Figure 7 shows the angular histograms of relative movement direction for the tagger-runner and runner-tagger combinations, respectively. The histograms show that the relative movement direction of taggers in relation to runners (red) is most often near 0\(^{\circ }\) and falls off quickly. This is precisely what we expected, since taggers have to move towards other players to tag them. The variation in angle is due to taggers predicting the movement of chased players and moving ahead of their path to cut them off. In the calculation of these figures we took into account all runners, which contributes to the wider spread of values for the taggers. In regards to runners, we also find what we were expecting: they tend to move away from taggers at angles in the 90\(^{\circ }\)\(130^{\circ }\) range. This, together with the absolute position analysis of runners, leads us to conclude that runners move in circles around the playground, since instead of running in the complete opposite direction of the tagger (180\(^{\circ }\)), they move diagonally, while keeping away from the center of the playing area.
Fig. 7

Angular histogram of the relative movement direction between roles. In blue from runner to tagger, in red from tagger to runner

The histograms have been calculated over the same amount of data so we can compare the bins in a pairwise fashion. It can be observed that for angles from 60\(^{\circ }\) and smaller, it is more likely that the player is a tagger. Angles larger than 60\(^{\circ }\) occur more often when the player is a runner. It seems that we can use this cue to distinguish between the two roles.

4 Role recognition model

From the analyses in the previous section, we observe that a player’s position within the playground and the relative movement direction differ between the tagger and runner roles. We propose to recognize players’ roles by considering these cues. The position is an individual cue, whereas the movement direction is a pairwise cue. We use these cues to define the boundary response and the tagging intention, respectively. The former is a function that estimates the role of a player based on his location in the playground. The latter is a function that evaluates how likely it is that one player is trying to tag another. We present a probabilistic formulation to determine each player’s role individually, by considering these two concepts. At this point, we assume a single tagger and we only look into tagger-runner interactions because runner-runner interactions are not apparent. Finally, we estimate the roles of all players by considering that there is only a single tagger.
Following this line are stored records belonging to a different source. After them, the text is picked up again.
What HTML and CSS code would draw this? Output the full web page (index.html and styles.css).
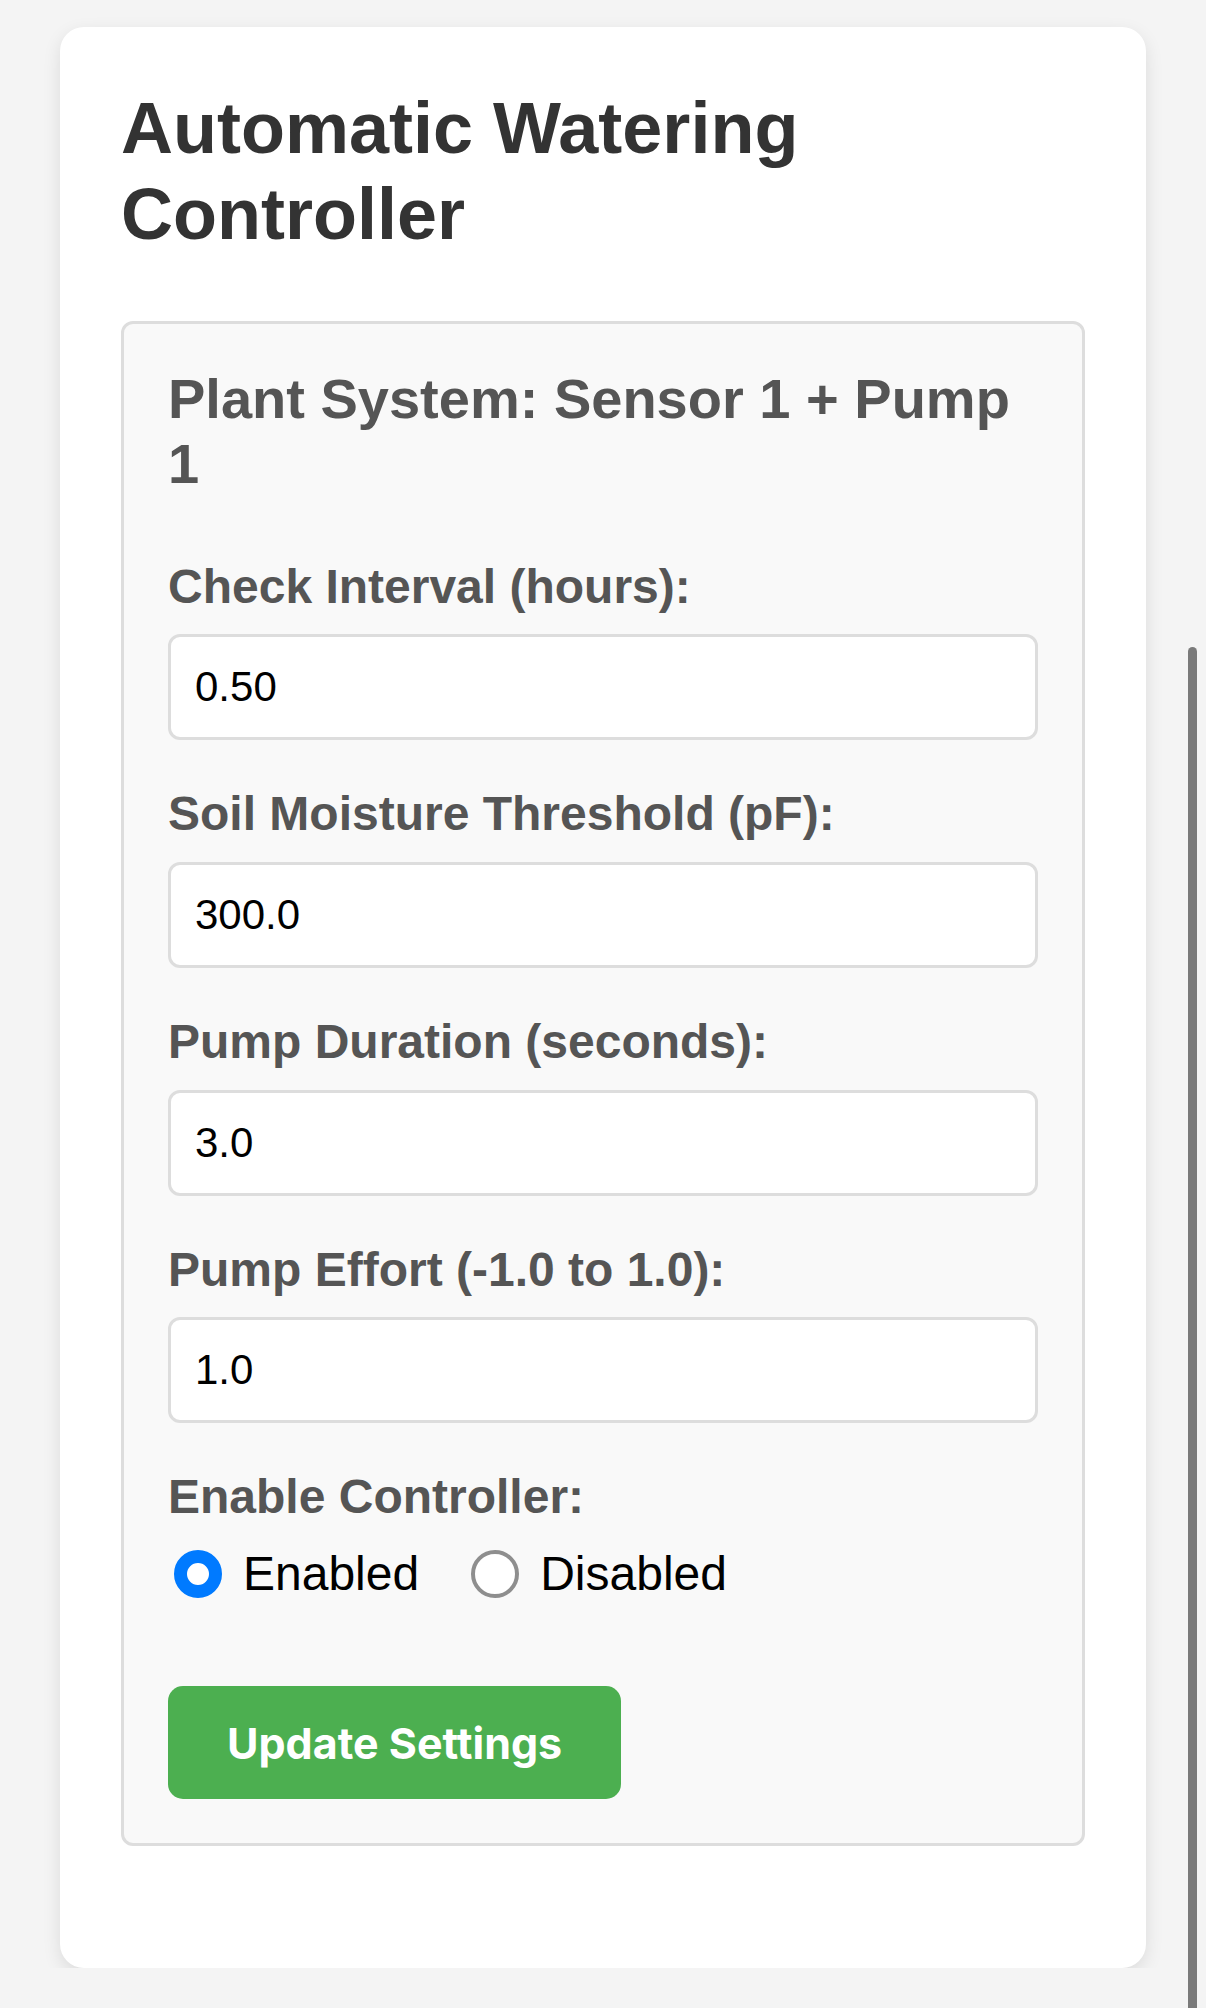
FILE: index.html
```
<!DOCTYPE html>
<html lang="en">
<head>
    <meta charset="UTF-8">
    <meta name="viewport" content="width=device-width, initial-scale=1">
    <title>Automatic Watering Controller</title>
    <link rel="stylesheet" href="styles.css">
</head>
<body>
    <div class="container">
        <h1>Automatic Watering Controller</h1>
        <form class="system" onsubmit="return false;">
            <h2>Plant System: Sensor 1 + Pump 1</h2>
            <div class="form-group">
                <label for="interval">Check Interval (hours):</label>
                <input class="Input" type="text" id="interval" value="0.50">
            </div>
            <div class="form-group">
                <label for="threshold">Soil Moisture Threshold (pF):</label>
                <input class="Input" type="text" id="threshold" value="300.0">
            </div>
            <div class="form-group">
                <label for="duration">Pump Duration (seconds):</label>
                <input class="Input" type="text" id="duration" value="3.0">
            </div>
            <div class="form-group">
                <label for="effort">Pump Effort (-1.0 to 1.0):</label>
                <input class="Input" type="text" id="effort" value="1.0">
            </div>
            <div class="form-group last">
                <label>Enable Controller:</label>
                <div class="radios">
                    <span class="option">
                        <input type="radio" name="enabled" id="on" value="1" checked>
                        <span>Enabled</span>
                    </span>
                    <span class="option">
                        <input type="radio" name="enabled" id="off" value="0">
                        <span>Disabled</span>
                    </span>
                </div>
            </div>
            <button type="submit">Update Settings</button>
        </form>
    </div>
    <div class="scroll-indicator"></div>
</body>
</html>
```

FILE: styles.css
```
*{
    box-sizing: border-box;
}
html {
    overflow: hidden;
}
body {
    margin: 0;
    padding: 27px 60px 0;
    background-color: #f4f4f4;
    font-family: "Liberation Sans", Arial, Helvetica, sans-serif;
}
.container {
    background-color: white;
    border-radius: 24px;
    padding: 58px 61px 122px;
    box-shadow: 0 6px 18px rgba(0, 0, 0, 0.1);
}
h1 {
    margin: 0 0 63px;
    font-size: 72px;
    line-height: 1.2;
    color: #333;
}
.system {
    margin: 0;
    background-color: #f9f9f9;
    border: 3px solid #ddd;
    border-radius: 12px;
    padding: 42px 44px 44px;
}
h2 {
    margin: 0 0 62px;
    font-size: 56px;
    line-height: 65px;
    color: #555;
}
.form-group {
    margin-bottom: 45px;
}
.form-group.last {
    margin-bottom: 84px;
}
label {
    display: block;
    margin-bottom: 19px;
    font-size: 48px;
    font-weight: bold;
    line-height: 1.2;
    color: #555;
}
.Input {
    display: block;
    width: 100%;
    height: 106px;
    padding: 0 24px;
    border: 3px solid #ddd;
    border-radius: 12px;
    background-color: white;
    font-family: "Liberation Sans", Arial, sans-serif;
    font-size: 42px;
    color: black;
}
.radios {
    display: flex;
    align-items: center;
    height: 57.6px;
    margin-top: 2px;
    font-size: 48px;
    color: black;
}
.option {
    display: flex;
    align-items: center;
    gap: 21px;
    margin-right: 52px;
}
.option:first-child {
    margin-left: 6px;
}
input[type="radio"] {
    appearance: none;
    -webkit-appearance: none;
    width: 48px;
    height: 48px;
    margin: 0;
    border: 4px solid #8e8e8e;
    border-radius: 50%;
    background-color: white;
}
input[type="radio"]:checked {
    border: 13px solid #007aff;
}
button {
    display: block;
    height: 113px;
    padding: 0 59px;
    background-color: #4caf50;
    color: white;
    border: none;
    border-radius: 15px;
    font-family: Inter, "Liberation Sans", sans-serif;
    font-size: 43px;
    font-weight: bold;
    cursor: pointer;
}
.scroll-indicator {
    position: fixed;
    top: 647px;
    right: 9px;
    width: 9px;
    height: 1400px;
    border-radius: 5px;
    background-color: #7a7a7a;
}
```
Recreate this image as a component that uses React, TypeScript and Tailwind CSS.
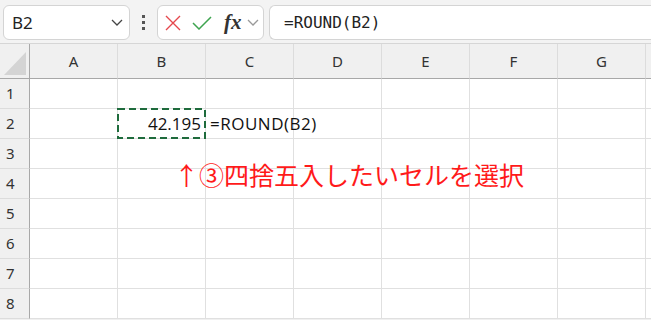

Formally, we consider a set of N players, each with \(R \in \{ t, r \}\) a random variable indicating the tagger and runner role, respectively. We omit the index on the player for clarity. Given a set of observations O, the probability of a player being a tagger follows from Bayes’ rule:
$$\begin{aligned} P(R=t | O) = \dfrac{P(R= t) \cdot P(O | R= t)}{\sum \nolimits _{i \in \{r, t\}}P(R = i) \cdot P(O | R = i)} \end{aligned}$$
(1)
Given that we consider only a single tagger, the prior probability of a player having the tagger role depends on the number of players in the game: \(P(R = t) = 1 / N\). The likelihood function \(P(O | R = t)\) is calculated by the boundary response B and tagging intention I. The normalization term is the sum over all hypotheses, specifically the player being a tagger or a runner. Below we describe the observation term in detail.

4.1 Likelihood function

The likelihood function is estimated using two different functions, B and I. We assume both are independent from each other, so the likelihood function is formulated as follows:
$$\begin{aligned} P(O | R) = P(B, I | R) = P(B | R) \cdot P(I | R) \end{aligned}$$
(2)

4.1.1 Boundary response

In the previous section, we showed that taggers have a tendency to stay in the center of the playground, and avoid the borders (see Sect. 3.1). On the other hand, runners prefer to stay near the borders of the playground. Consequently, the boundary response B is defined as a normalized distance function that takes as input the location of a player and the size of the playground, and outputs a response like the one seen in Fig. 8. As such \(P(B | R = t) = 1\) when the player is in the center, and \(P(B | R = t) = 0\) when he is at the border. Given that we have only two roles, the probabilities for the runner role is reversed, i.e. \(P(B | R= r) = 1 - P(B | R =t)\).
Fig. 8

Boundary response function

4.1.2 Tagging intention

To define the tagging intention of one player towards another, we use the direction of movement of player i in relation to player j. Following our observations in Sect. 3.4, we calculate the angle between the vector between i and j and the movement direction of i. On this angle, we obtain \(\theta _{i,j}\) by applying a sigmoid function:
$$\begin{aligned} \theta _{i,j} = 1 / (1 + e^{-a(x-c)}) \end{aligned}$$
(3)
Here, x is the angle between the two vectors, a the fall-off rate and c the center. Center c is the angle at which the probability for both roles is equal. For smaller angles, in which i is moving more in the direction of j, the probability increases for the tagger role, whereas larger angles lead to an increase for the probability of being a runner. The fall-off rate determines how quickly the probability changes from 0 to 1. Figure 9 shows \(\theta _{i,j}\) for \(c = 60^{\circ }\) and \(a = -0.1\).
Fig. 9

Tagging intention function \(\theta _{i,j}\)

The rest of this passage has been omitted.